◆ **What needs to be done**:
Answer with a single number, the count of lines holding the word "that".

◆ **Recorded information**:
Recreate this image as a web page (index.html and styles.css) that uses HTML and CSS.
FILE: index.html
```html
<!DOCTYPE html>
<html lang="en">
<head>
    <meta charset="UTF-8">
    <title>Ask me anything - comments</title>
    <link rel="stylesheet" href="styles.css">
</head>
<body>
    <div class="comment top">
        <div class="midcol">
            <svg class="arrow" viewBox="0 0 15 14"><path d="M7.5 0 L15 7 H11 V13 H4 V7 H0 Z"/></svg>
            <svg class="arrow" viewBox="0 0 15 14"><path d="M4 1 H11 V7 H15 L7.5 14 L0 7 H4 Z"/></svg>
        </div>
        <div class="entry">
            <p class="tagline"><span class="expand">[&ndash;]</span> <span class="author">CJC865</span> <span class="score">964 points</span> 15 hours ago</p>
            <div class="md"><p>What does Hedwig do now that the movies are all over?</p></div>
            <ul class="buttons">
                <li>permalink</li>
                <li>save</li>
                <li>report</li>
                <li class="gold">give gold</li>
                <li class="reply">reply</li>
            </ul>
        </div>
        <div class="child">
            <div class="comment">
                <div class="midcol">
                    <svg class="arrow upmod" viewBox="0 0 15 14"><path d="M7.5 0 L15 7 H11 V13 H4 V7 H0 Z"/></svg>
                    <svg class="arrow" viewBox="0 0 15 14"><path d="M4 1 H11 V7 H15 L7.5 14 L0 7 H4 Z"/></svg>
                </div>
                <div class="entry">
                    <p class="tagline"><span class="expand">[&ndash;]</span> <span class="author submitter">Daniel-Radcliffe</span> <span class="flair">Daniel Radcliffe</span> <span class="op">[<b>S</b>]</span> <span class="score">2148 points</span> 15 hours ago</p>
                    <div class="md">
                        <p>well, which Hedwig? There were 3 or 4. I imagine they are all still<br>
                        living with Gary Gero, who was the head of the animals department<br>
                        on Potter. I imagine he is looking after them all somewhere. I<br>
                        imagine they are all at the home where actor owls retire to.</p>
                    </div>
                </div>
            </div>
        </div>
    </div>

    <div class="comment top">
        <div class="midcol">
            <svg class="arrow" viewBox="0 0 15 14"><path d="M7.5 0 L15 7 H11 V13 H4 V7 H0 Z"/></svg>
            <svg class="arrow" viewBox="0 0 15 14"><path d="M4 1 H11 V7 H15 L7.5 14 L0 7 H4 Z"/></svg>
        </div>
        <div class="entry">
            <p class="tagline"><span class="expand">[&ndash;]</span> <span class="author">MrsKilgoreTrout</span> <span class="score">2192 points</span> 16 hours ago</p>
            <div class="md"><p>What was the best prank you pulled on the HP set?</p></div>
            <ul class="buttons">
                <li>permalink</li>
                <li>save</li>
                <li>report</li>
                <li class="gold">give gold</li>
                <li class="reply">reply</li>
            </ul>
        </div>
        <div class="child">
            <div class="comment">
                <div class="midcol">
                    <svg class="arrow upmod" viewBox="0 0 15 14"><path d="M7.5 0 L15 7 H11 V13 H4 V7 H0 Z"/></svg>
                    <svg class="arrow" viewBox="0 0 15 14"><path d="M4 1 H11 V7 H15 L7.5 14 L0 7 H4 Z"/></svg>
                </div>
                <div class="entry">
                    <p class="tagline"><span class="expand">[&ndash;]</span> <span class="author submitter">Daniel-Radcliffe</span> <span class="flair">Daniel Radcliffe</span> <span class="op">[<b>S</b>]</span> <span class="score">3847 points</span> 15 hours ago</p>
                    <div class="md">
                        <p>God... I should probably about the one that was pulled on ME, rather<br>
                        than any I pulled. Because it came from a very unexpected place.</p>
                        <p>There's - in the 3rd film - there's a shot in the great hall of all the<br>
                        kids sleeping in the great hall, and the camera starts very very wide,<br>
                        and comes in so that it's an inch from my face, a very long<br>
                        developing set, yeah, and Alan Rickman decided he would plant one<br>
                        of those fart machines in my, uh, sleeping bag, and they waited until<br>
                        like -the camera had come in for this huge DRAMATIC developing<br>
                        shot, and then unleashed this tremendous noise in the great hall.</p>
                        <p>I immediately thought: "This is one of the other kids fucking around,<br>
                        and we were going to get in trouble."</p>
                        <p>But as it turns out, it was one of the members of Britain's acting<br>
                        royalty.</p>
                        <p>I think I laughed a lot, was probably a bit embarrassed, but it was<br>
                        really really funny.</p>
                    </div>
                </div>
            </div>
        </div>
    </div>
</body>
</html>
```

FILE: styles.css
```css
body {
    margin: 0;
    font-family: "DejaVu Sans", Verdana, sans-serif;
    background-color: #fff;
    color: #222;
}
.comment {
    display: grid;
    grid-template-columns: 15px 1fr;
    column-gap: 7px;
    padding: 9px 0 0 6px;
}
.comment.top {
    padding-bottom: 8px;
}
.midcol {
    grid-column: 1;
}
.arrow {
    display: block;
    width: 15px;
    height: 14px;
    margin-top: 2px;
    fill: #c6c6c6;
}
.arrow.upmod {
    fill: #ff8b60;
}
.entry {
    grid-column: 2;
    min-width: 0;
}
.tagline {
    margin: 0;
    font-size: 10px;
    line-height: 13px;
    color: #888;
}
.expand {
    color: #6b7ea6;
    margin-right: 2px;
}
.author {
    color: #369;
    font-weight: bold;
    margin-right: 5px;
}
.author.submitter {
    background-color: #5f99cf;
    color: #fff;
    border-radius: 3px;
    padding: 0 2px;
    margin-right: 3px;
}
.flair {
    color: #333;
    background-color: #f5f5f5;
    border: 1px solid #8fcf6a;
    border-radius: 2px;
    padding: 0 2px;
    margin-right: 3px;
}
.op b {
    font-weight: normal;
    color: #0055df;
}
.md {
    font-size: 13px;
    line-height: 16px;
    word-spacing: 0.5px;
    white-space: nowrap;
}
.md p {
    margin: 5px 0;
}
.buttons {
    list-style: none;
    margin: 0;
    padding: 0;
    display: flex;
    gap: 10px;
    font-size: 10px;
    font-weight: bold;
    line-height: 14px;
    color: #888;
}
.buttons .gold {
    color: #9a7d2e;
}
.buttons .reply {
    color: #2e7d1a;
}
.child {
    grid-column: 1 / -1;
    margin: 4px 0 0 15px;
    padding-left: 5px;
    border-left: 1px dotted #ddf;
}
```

◆ **Completed task**:
4